Medical Practices Struggle to Collect Payments Due to New Payer Tactics

March 15, 2014
P.J. Cloud-Moulds

Insurance companies are being sneaky about keeping your money. Here are some of those secrets they'd rather you not know, and what you can do about it.

Over the past month or so, we've seen so many side effects from insurance companies both opting in to provide insurance through the health insurance exchanges and opting out.  Those that opted in are losing a lot of money right now due to the low number of enrollees.  Those that opted out are also losing a lot of money because they lost several of their clients when they dropped them from enrollment. 

Here's how those side effects are trickling down to medical practices:

1. Insurance companies that typically paid you within 15 days to 20 days are now holding onto that money and making more money in interest on it, leaving your cash flow suffering.  I'm also finding that they you are not paying until you call asking where that money is.
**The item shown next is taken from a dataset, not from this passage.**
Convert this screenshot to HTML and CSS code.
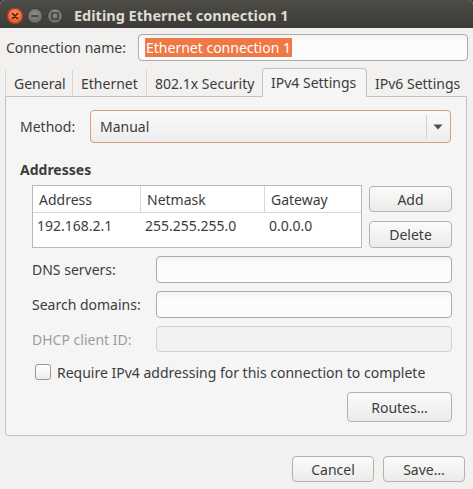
FILE: index.html
```html
<!DOCTYPE html>
<html>
<head>
<meta charset="utf-8">
<link rel="stylesheet" href="styles.css">
</head>
<body>
<div class="window">
  <div class="titlebar">
    <div class="wbtns">
      <span class="wb close"><svg width="16" height="16" viewBox="0 0 16 16"><path d="M5.5 5.5 L10.5 10.5 M10.5 5.5 L5.5 10.5" stroke="#4a1a08" stroke-width="1.6" stroke-linecap="round"/></svg></span>
      <span class="wb"><svg width="16" height="16" viewBox="0 0 16 16"><path d="M4.5 8 H11.5" stroke="#3a3935" stroke-width="1.6"/></svg></span>
      <span class="wb"><svg width="16" height="16" viewBox="0 0 16 16"><rect x="5" y="5" width="6" height="6" fill="none" stroke="#3a3935" stroke-width="1.4"/></svg></span>
    </div>
    <div class="title">Editing Ethernet connection 1</div>
  </div>
  <div class="content">
    <div class="name-row">
      <span class="name-label">Connection name:</span>
      <div class="entry name-entry"><span class="sel">Ethernet connection 1</span></div>
    </div>
    <div class="tabs">
      <div class="tab t1">General</div>
      <div class="tab t2">Ethernet</div>
      <div class="tab t3">802.1x Security</div>
      <div class="tab active">IPv4 Settings</div>
      <div class="tab t5">IPv6 Settings</div>
    </div>
    <div class="panel">
      <div class="method-row">
        <span class="method-label">Method:</span>
        <div class="combo">
          <span class="combo-text">Manual</span>
          <span class="combo-sep"></span>
          <span class="combo-arrow"><svg width="10" height="6" viewBox="0 0 10 6"><path d="M0.5 0.5 H9.5 L5 5.5 Z" fill="#4c4c4c"/></svg></span>
        </div>
      </div>
      <div class="heading">Addresses</div>
      <div class="addr-block">
        <div class="table">
          <div class="trow thead">
            <div class="c1">Address</div>
            <div class="c2">Netmask</div>
            <div class="c3">Gateway</div>
          </div>
          <div class="trow tbody">
            <div class="c1">192.168.2.1</div>
            <div class="c2">255.255.255.0</div>
            <div class="c3">0.0.0.0</div>
          </div>
        </div>
        <div class="side-btns">
          <div class="btn add">Add</div>
          <div class="btn del">Delete</div>
        </div>
      </div>
      <div class="form-row">
        <span class="form-label">DNS servers:</span>
        <div class="entry form-entry"></div>
      </div>
      <div class="form-row">
        <span class="form-label">Search domains:</span>
        <div class="entry form-entry"></div>
      </div>
      <div class="form-row disabled">
        <span class="form-label">DHCP client ID:</span>
        <div class="entry form-entry"></div>
      </div>
      <div class="check-row">
        <span class="checkbox"></span>
        <span class="check-text">Require IPv4 addressing for this connection to complete</span>
      </div>
      <div class="routes-row">
        <div class="btn routes">Routes…</div>
      </div>
    </div>
    <div class="actions">
      <div class="btn action">Cancel</div>
      <div class="btn action">Save…</div>
    </div>
  </div>
</div>
</body>
</html>
```
FILE: styles.css
```css
* { box-sizing: border-box; }
html, body { margin: 0; padding: 0; }
body {
  width: 473px;
  height: 489px;
  background: #4b2b42;
  font-family: "Noto Sans", "DejaVu Sans", sans-serif;
  font-size: 14px;
  color: #3c3c3c;
  overflow: hidden;
}
.window {
  width: 473px;
  height: 489px;
  background: #f2f1f0;
  border-radius: 5px 5px 0 0;
  overflow: hidden;
}
.titlebar {
  height: 28px;
  background: linear-gradient(#4d4c47, #3c3b37);
  display: flex;
  align-items: center;
  padding-left: 7px;
}
.wbtns { display: flex; gap: 4px; margin-top: 3px; }
.wb {
  width: 16px; height: 16px;
  border-radius: 50%;
  background: radial-gradient(circle at 50% 35%, #8e8c86, #5d5c57);
  box-shadow: inset 0 0 0 1px #34332f;
  display: flex;
}
.wb.close {
  background: radial-gradient(circle at 50% 35%, #f7915f, #e2461a);
  box-shadow: inset 0 0 0 1px #a9360f;
}
.title {
  margin-left: 11px;
  margin-top: 2px;
  color: #dfdbd2;
  font-weight: bold;
  font-size: 14.5px;
}
.name-row {
  display: flex;
  align-items: center;
  margin-top: 6px;
  height: 27px;
  padding-left: 6px;
}
.name-label { width: 132px; }
.entry {
  border: 1px solid #aeaaa5;
  border-radius: 4px;
  background: linear-gradient(#f3f3f3, #fcfcfc 30%);
  height: 27px;
}
.name-entry {
  width: 330px;
  display: flex;
  align-items: center;
  padding-left: 6px;
}
.sel {
  background: #f07746;
  color: #ffffff;
  line-height: 19px;
  padding: 0 1px;
}
.tabs {
  display: flex;
  align-items: flex-end;
  height: 28px;
  margin-top: 7px;
  padding-left: 5px;
  position: relative;
  z-index: 1;
}
.tab {
  height: 26px;
  display: flex;
  align-items: center;
  padding-left: 8px;
  border-left: 1px solid #d9d6d2;
  color: #3c3c3c;
  white-space: nowrap;
}
.t1 { width: 67px; }
.t2 { width: 74px; }
.t3 { width: 116px; }
.t5 { width: 100px; padding-left: 8px; border-left: none; }
.tab.active {
  width: 105px;
  height: 29px;
  margin-bottom: -1px;
  background: #f5f5f5;
  border: 1px solid #c6c2bd;
  border-bottom: none;
  border-radius: 4px 4px 0 0;
  padding-bottom: 2px;
}
.panel {
  margin-left: 5px;
  width: 462px;
  height: 340px;
  background: #f5f5f5;
  border: 1px solid #c6c2bd;
  border-radius: 0 0 3px 3px;
  padding: 13px 14px 0 14px;
}
.method-row {
  display: flex;
  align-items: center;
  height: 33px;
}
.method-label { width: 70px; }
.combo {
  width: 361px;
  height: 33px;
  border: 1px solid #dc9a7c;
  border-radius: 4px;
  background: linear-gradient(#fafafa, #ededed);
  display: flex;
  align-items: center;
  padding-left: 9px;
}
.combo-text { flex: 1; }
.combo-sep {
  width: 1px;
  height: 23px;
  background: #d4d1cd;
}
.combo-arrow {
  width: 22px;
  display: flex;
  justify-content: center;
  margin-right: 1px;
}
.heading {
  font-weight: bold;
  margin-top: 18px;
  line-height: 18px;
}
.addr-block {
  display: flex;
  margin-top: 6px;
  margin-left: 12px;
  gap: 7px;
}
.table {
  width: 330px;
  height: 63px;
  border: 1px solid #bdb9b4;
  background: #ffffff;
}
.trow { display: flex; }
.thead { height: 27px; border-bottom: 1px solid #dad7d3; }
.thead > div {
  display: flex;
  align-items: center;
  padding-left: 6px;
  border-right: 1px solid #dad7d3;
}
.thead > .c3 { border-right: none; }
.tbody > div { padding: 4px 0 0 4px; line-height: 18px; }
.c1 { width: 108px; }
.c2 { width: 124px; }
.c3 { flex: 1; }
.side-btns {
  display: flex;
  flex-direction: column;
  gap: 9px;
  padding-top: 1px;
}
.btn {
  border: 1px solid #b5b1ac;
  border-radius: 4px;
  background: linear-gradient(#fbfbfb, #ebebea);
  display: flex;
  align-items: center;
  justify-content: center;
  color: #3c3c3c;
}
.add { width: 83px; height: 26px; }
.del { width: 83px; height: 27px; }
.form-row {
  display: flex;
  align-items: center;
  margin-left: 12px;
  margin-top: 8px;
}
.form-label { width: 124px; }
.form-entry { width: 296px; }
.disabled .form-label { color: #a09d99; }
.disabled .form-entry {
  border-color: #d3d0cc;
  background: #f2f2f2;
  height: 26px;
}
.check-row {
  display: flex;
  align-items: center;
  margin-left: 15px;
  margin-top: 12px;
  height: 16px;
}
.checkbox {
  width: 16px;
  height: 16px;
  border: 1px solid #9c9893;
  border-radius: 3px;
  background: linear-gradient(#ffffff, #ececec);
  flex: none;
}
.check-text { margin-left: 6px; white-space: nowrap; }
.routes-row {
  display: flex;
  justify-content: flex-end;
  margin-top: 12px;
}
.routes { width: 105px; height: 30px; }
.actions {
  display: flex;
  justify-content: flex-end;
  gap: 9px;
  margin-top: 20px;
  padding-right: 8px;
}
.action { width: 82px; height: 26px; }
```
2. Insurance companies are dropping claims stating, “We never received those dates” when the two dates before and the two dates after, all within the same batch, have been paid.  This is resulting in your billing department having to follow up on all claims older than 30 days.

3. Insurance companies are creating narrow networks and patients are having difficulty finding in-network providers.  This means that many of your patients may have to pay out of network rates.  They not only have high deductibles, they also have high premiums.

4. Insurance companies are hiring outsourced auditors to review every single claim they have paid you.  If they find one error, they're coming after that money.  I once had to write a refund check for 4 cents.  Yes, 4 cents.  This can be devastating to your bank account.

Essentially, these changes mean that your practice will be more and more strapped for basic cash flow.  Payroll, expenses, administrative time chasing this money down, are all a drain to your business.   Your businesses accounts receivable should be considered an asset until it starts costing your more to obtain that money than you are paid for that claim. 

Here are some tips you can implement right now to help you get through this new “norm.”

1. Be sure your billing staff is calling on claims older than 30 days to 45 days if you are typically paid sooner.

2. Your billing department should have access to your clearinghouse website and be able to prove that all claims were sent on time..

3. Start keeping a list of alpha-prefixes or some type of identifier that shows it's a newer plan and you are perhaps not in network. When calling and verifying, do not assume you are in network.  Ask the rep: “Are we in network with this plan?” and if you are not, ask for out of network benefits.  I'm also seeing that many specialties are not a plan benefit, so even if you are in network, your specialty may not be covered.  In this case, you will need to turn the patient into a cash paying patient. 

Keep your eye on your accounts receivable and your bank account.  It is imperative that you own this area of your business in this volatile insurance fiasco.